Return all the data below as it stands, minus the pictures.
## Start
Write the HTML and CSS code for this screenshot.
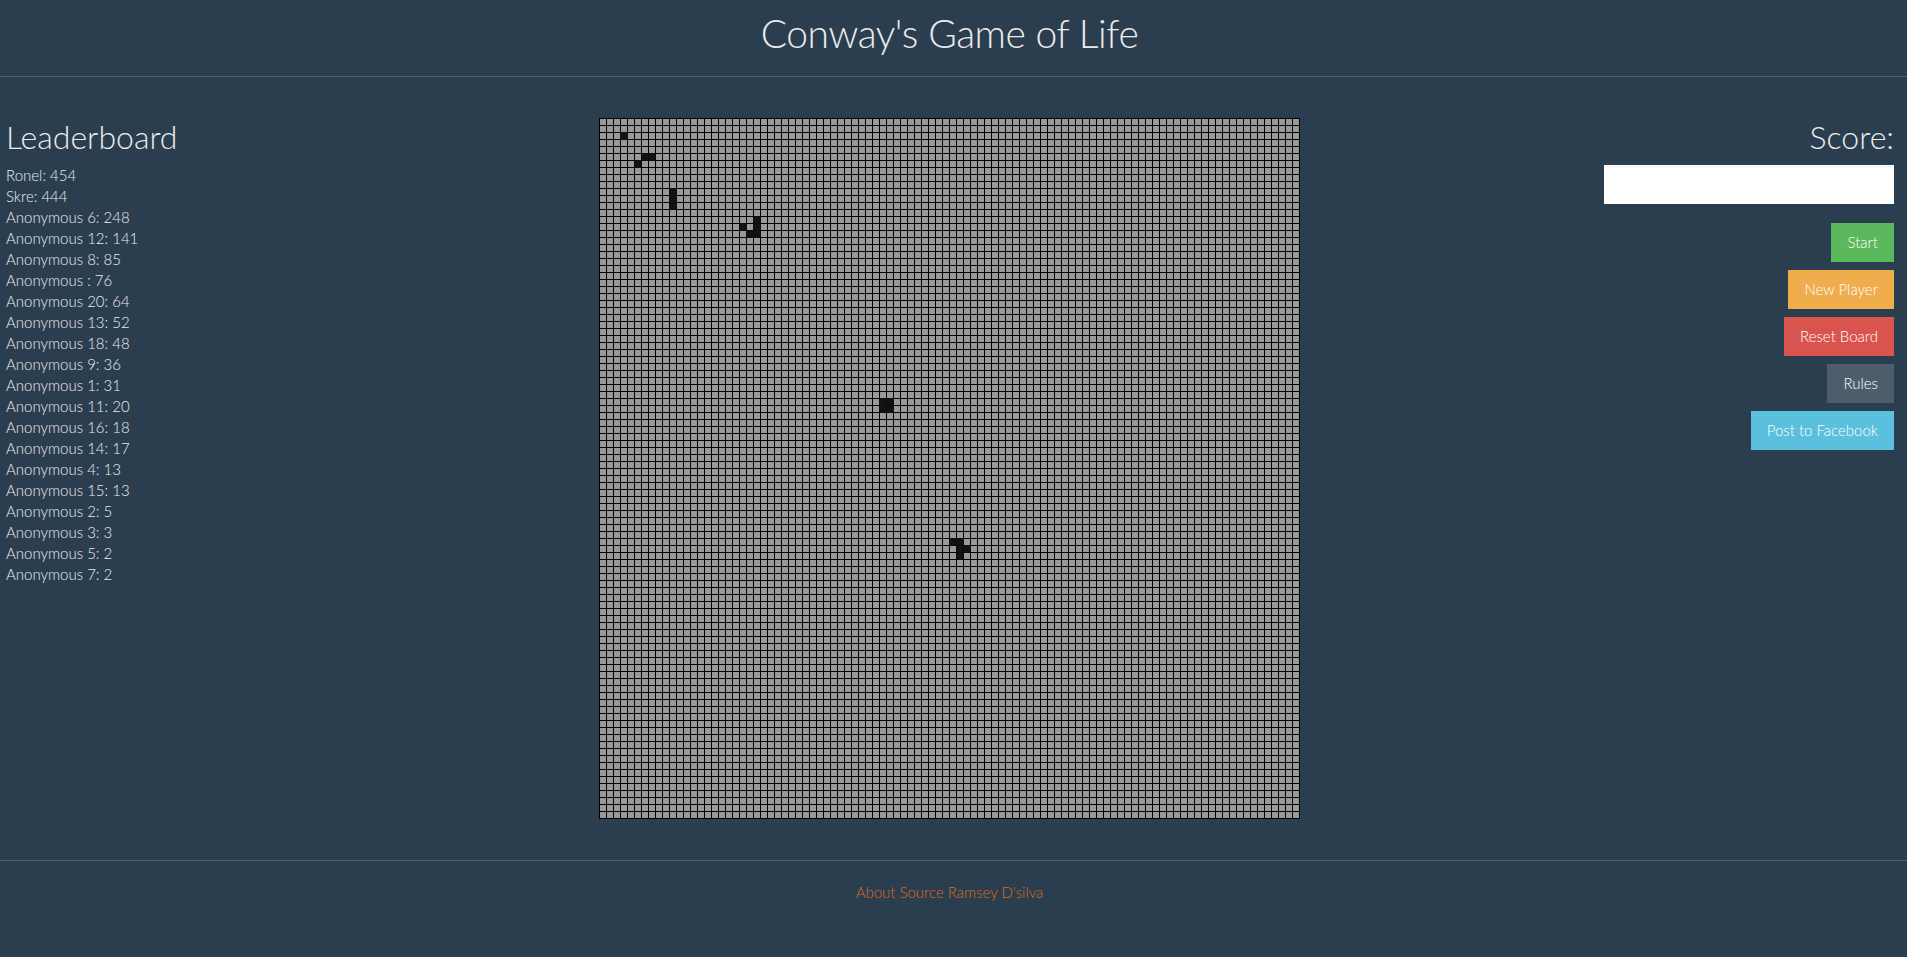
FILE: index.html
```html
<!DOCTYPE html>
<html lang="en">
<head>
<meta charset="utf-8">
<title>Conway's Game of Life</title>
<link rel="stylesheet" href="styles.css">
</head>
<body>
<header class="site-header">
  <h1 class="title">Conway's Game of Life</h1>
</header>
<main class="layout">
  <section class="leaderboard">
    <h2 class="section-title">Leaderboard</h2>
    <ul class="scores">
      <li>Ronel: 454</li>
      <li>Skre: 444</li>
      <li>Anonymous 6: 248</li>
      <li>Anonymous 12: 141</li>
      <li>Anonymous 8: 85</li>
      <li>Anonymous : 76</li>
      <li>Anonymous 20: 64</li>
      <li>Anonymous 13: 52</li>
      <li>Anonymous 18: 48</li>
      <li>Anonymous 9: 36</li>
      <li>Anonymous 1: 31</li>
      <li>Anonymous 11: 20</li>
      <li>Anonymous 16: 18</li>
      <li>Anonymous 14: 17</li>
      <li>Anonymous 4: 13</li>
      <li>Anonymous 15: 13</li>
      <li>Anonymous 2: 5</li>
      <li>Anonymous 3: 3</li>
      <li>Anonymous 5: 2</li>
      <li>Anonymous 7: 2</li>
    </ul>
  </section>
  <section class="board-wrap">
    <div class="board">
      <div class="cell alive" style="grid-row:3;grid-column:4"></div>
      <div class="cell alive" style="grid-row:6;grid-column:7"></div>
      <div class="cell alive" style="grid-row:6;grid-column:8"></div>
      <div class="cell alive" style="grid-row:7;grid-column:6"></div>
      <div class="cell alive" style="grid-row:11;grid-column:11"></div>
      <div class="cell alive" style="grid-row:12;grid-column:11"></div>
      <div class="cell alive" style="grid-row:13;grid-column:11"></div>
      <div class="cell alive" style="grid-row:15;grid-column:23"></div>
      <div class="cell alive" style="grid-row:16;grid-column:21"></div>
      <div class="cell alive" style="grid-row:16;grid-column:23"></div>
      <div class="cell alive" style="grid-row:17;grid-column:22"></div>
      <div class="cell alive" style="grid-row:17;grid-column:23"></div>
      <div class="cell alive" style="grid-row:41;grid-column:41"></div>
      <div class="cell alive" style="grid-row:41;grid-column:42"></div>
      <div class="cell alive" style="grid-row:42;grid-column:41"></div>
      <div class="cell alive" style="grid-row:42;grid-column:42"></div>
      <div class="cell alive" style="grid-row:61;grid-column:51"></div>
      <div class="cell alive" style="grid-row:61;grid-column:52"></div>
      <div class="cell alive" style="grid-row:62;grid-column:52"></div>
      <div class="cell alive" style="grid-row:62;grid-column:53"></div>
      <div class="cell alive" style="grid-row:63;grid-column:52"></div>
    </div>
  </section>
  <section class="controls">
    <h2 class="section-title">Score:</h2>
    <input class="score-input" type="text" aria-label="Score">
    <div class="buttons">
      <button class="btn btn-success">Start</button>
      <button class="btn btn-warning">New Player</button>
      <button class="btn btn-danger">Reset Board</button>
      <button class="btn btn-default">Rules</button>
      <button class="btn btn-info">Post to Facebook</button>
    </div>
  </section>
</main>
<footer class="site-footer">
  <a href="#" class="footer-link">About</a> <a href="#" class="footer-link">Source</a> <a href="#" class="footer-link">Ramsey D'silva</a>
</footer>
</body>
</html>
```
FILE: styles.css
```css
* { box-sizing: border-box; }

html, body {
  margin: 0;
  padding: 0;
}

body {
  background: #2b3e50;
  color: #ebebeb;
  font-family: "Lato", "Liberation Sans", sans-serif;
  font-weight: 300;
  font-size: 15px;
  line-height: 21px;
  min-height: 957px;
}

.site-header {
  padding: 12px 0 21px;
  border-bottom: 1px solid #4e5d6c;
  text-align: center;
}

.title {
  margin: 0;
  font-size: 39px;
  line-height: 43px;
  font-weight: 300;
  letter-spacing: -0.45px;
  padding-left: 5px;
  padding-right: 13px;
}

.layout {
  display: grid;
  grid-template-columns: 1fr 701px 1fr;
  align-items: start;
  padding: 41px 13px 41px 5px;
}

.section-title {
  margin: 1px 0 10.5px;
  font-size: 32px;
  line-height: 35.2px;
  font-weight: 300;
}

.leaderboard {
  padding-left: 1px;
}

.scores {
  list-style: none;
  margin: 0;
  padding: 0;
}

.scores li {
  line-height: 21px;
}

.board {
  display: grid;
  grid-template-columns: repeat(100, 6px);
  grid-template-rows: repeat(100, 6px);
  gap: 1px;
  padding: 1px;
  width: 701px;
  height: 701px;
  background-color: #999999;
  background-image:
    linear-gradient(to right, #000 1px, transparent 1px),
    linear-gradient(to bottom, #000 1px, transparent 1px);
  background-size: 7px 7px;
  background-position: 0 0;
}

.cell.alive {
  background: #121212;
  box-shadow: 0 0 0 1px #0c0c0c;
}

.controls {
  text-align: right;
}

.score-input {
  display: block;
  width: 290px;
  height: 39px;
  margin: 0 0 0 auto;
  border: 1px solid transparent;
  border-radius: 0;
  background: #fff;
  box-shadow: inset 0 1px 1px rgba(0, 0, 0, 0.075);
  font: inherit;
  padding: 8px 12px;
}

.buttons {
  display: flex;
  flex-direction: column;
  align-items: flex-end;
  gap: 8px;
  margin-top: 19px;
}

.btn {
  font-family: inherit;
  font-weight: 300;
  font-size: 15px;
  line-height: 21px;
  padding: 8px 15px;
  border: 1px solid transparent;
  border-radius: 0;
  color: #ffffff;
  cursor: pointer;
}

.btn-success { background: #5cb85c; }
.btn-warning { background: #f0ad4e; }
.btn-danger { background: #d9534f; }
.btn-default { background: #4e5d6c; }
.btn-info { background: #5bc0de; }

.site-footer {
  border-top: 1px solid #4e5d6c;
  padding: 21px 13px 0 5px;
  text-align: center;
  line-height: 21px;
}

.footer-link {
  color: #df691a;
  text-decoration: none;
}
```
## End
● FINISHED ANSWER
Write the HTML and CSS code for this screenshot.
FILE: index.html
```html
<!DOCTYPE html>
<html lang="en">
<head>
<meta charset="utf-8">
<title>Conway's Game of Life</title>
<link rel="stylesheet" href="styles.css">
</head>
<body>
<header class="site-header">
  <h1 class="title">Conway's Game of Life</h1>
</header>
<main class="layout">
  <section class="leaderboard">
    <h2 class="section-title">Leaderboard</h2>
    <ul class="scores">
      <li>Ronel: 454</li>
      <li>Skre: 444</li>
      <li>Anonymous 6: 248</li>
      <li>Anonymous 12: 141</li>
      <li>Anonymous 8: 85</li>
      <li>Anonymous : 76</li>
      <li>Anonymous 20: 64</li>
      <li>Anonymous 13: 52</li>
      <li>Anonymous 18: 48</li>
      <li>Anonymous 9: 36</li>
      <li>Anonymous 1: 31</li>
      <li>Anonymous 11: 20</li>
      <li>Anonymous 16: 18</li>
      <li>Anonymous 14: 17</li>
      <li>Anonymous 4: 13</li>
      <li>Anonymous 15: 13</li>
      <li>Anonymous 2: 5</li>
      <li>Anonymous 3: 3</li>
      <li>Anonymous 5: 2</li>
      <li>Anonymous 7: 2</li>
    </ul>
  </section>
  <section class="board-wrap">
    <div class="board">
      <div class="cell alive" style="grid-row:3;grid-column:4"></div>
      <div class="cell alive" style="grid-row:6;grid-column:7"></div>
      <div class="cell alive" style="grid-row:6;grid-column:8"></div>
      <div class="cell alive" style="grid-row:7;grid-column:6"></div>
      <div class="cell alive" style="grid-row:11;grid-column:11"></div>
      <div class="cell alive" style="grid-row:12;grid-column:11"></div>
      <div class="cell alive" style="grid-row:13;grid-column:11"></div>
      <div class="cell alive" style="grid-row:15;grid-column:23"></div>
      <div class="cell alive" style="grid-row:16;grid-column:21"></div>
      <div class="cell alive" style="grid-row:16;grid-column:23"></div>
      <div class="cell alive" style="grid-row:17;grid-column:22"></div>
      <div class="cell alive" style="grid-row:17;grid-column:23"></div>
      <div class="cell alive" style="grid-row:41;grid-column:41"></div>
      <div class="cell alive" style="grid-row:41;grid-column:42"></div>
      <div class="cell alive" style="grid-row:42;grid-column:41"></div>
      <div class="cell alive" style="grid-row:42;grid-column:42"></div>
      <div class="cell alive" style="grid-row:61;grid-column:51"></div>
      <div class="cell alive" style="grid-row:61;grid-column:52"></div>
      <div class="cell alive" style="grid-row:62;grid-column:52"></div>
      <div class="cell alive" style="grid-row:62;grid-column:53"></div>
      <div class="cell alive" style="grid-row:63;grid-column:52"></div>
    </div>
  </section>
  <section class="controls">
    <h2 class="section-title">Score:</h2>
    <input class="score-input" type="text" aria-label="Score">
    <div class="buttons">
      <button class="btn btn-success">Start</button>
      <button class="btn btn-warning">New Player</button>
      <button class="btn btn-danger">Reset Board</button>
      <button class="btn btn-default">Rules</button>
      <button class="btn btn-info">Post to Facebook</button>
    </div>
  </section>
</main>
<footer class="site-footer">
  <a href="#" class="footer-link">About</a> <a href="#" class="footer-link">Source</a> <a href="#" class="footer-link">Ramsey D'silva</a>
</footer>
</body>
</html>
```
FILE: styles.css
```css
* { box-sizing: border-box; }

html, body {
  margin: 0;
  padding: 0;
}

body {
  background: #2b3e50;
  color: #ebebeb;
  font-family: "Lato", "Liberation Sans", sans-serif;
  font-weight: 300;
  font-size: 15px;
  line-height: 21px;
  min-height: 957px;
}

.site-header {
  padding: 12px 0 21px;
  border-bottom: 1px solid #4e5d6c;
  text-align: center;
}

.title {
  margin: 0;
  font-size: 39px;
  line-height: 43px;
  font-weight: 300;
  letter-spacing: -0.45px;
  padding-left: 5px;
  padding-right: 13px;
}

.layout {
  display: grid;
  grid-template-columns: 1fr 701px 1fr;
  align-items: start;
  padding: 41px 13px 41px 5px;
}

.section-title {
  margin: 1px 0 10.5px;
  font-size: 32px;
  line-height: 35.2px;
  font-weight: 300;
}

.leaderboard {
  padding-left: 1px;
}

.scores {
  list-style: none;
  margin: 0;
  padding: 0;
}

.scores li {
  line-height: 21px;
}

.board {
  display: grid;
  grid-template-columns: repeat(100, 6px);
  grid-template-rows: repeat(100, 6px);
  gap: 1px;
  padding: 1px;
  width: 701px;
  height: 701px;
  background-color: #999999;
  background-image:
    linear-gradient(to right, #000 1px, transparent 1px),
    linear-gradient(to bottom, #000 1px, transparent 1px);
  background-size: 7px 7px;
  background-position: 0 0;
}

.cell.alive {
  background: #121212;
  box-shadow: 0 0 0 1px #0c0c0c;
}

.controls {
  text-align: right;
}

.score-input {
  display: block;
  width: 290px;
  height: 39px;
  margin: 0 0 0 auto;
  border: 1px solid transparent;
  border-radius: 0;
  background: #fff;
  box-shadow: inset 0 1px 1px rgba(0, 0, 0, 0.075);
  font: inherit;
  padding: 8px 12px;
}

.buttons {
  display: flex;
  flex-direction: column;
  align-items: flex-end;
  gap: 8px;
  margin-top: 19px;
}

.btn {
  font-family: inherit;
  font-weight: 300;
  font-size: 15px;
  line-height: 21px;
  padding: 8px 15px;
  border: 1px solid transparent;
  border-radius: 0;
  color: #ffffff;
  cursor: pointer;
}

.btn-success { background: #5cb85c; }
.btn-warning { background: #f0ad4e; }
.btn-danger { background: #d9534f; }
.btn-default { background: #4e5d6c; }
.btn-info { background: #5bc0de; }

.site-footer {
  border-top: 1px solid #4e5d6c;
  padding: 21px 13px 0 5px;
  text-align: center;
  line-height: 21px;
}

.footer-link {
  color: #df691a;
  text-decoration: none;
}
```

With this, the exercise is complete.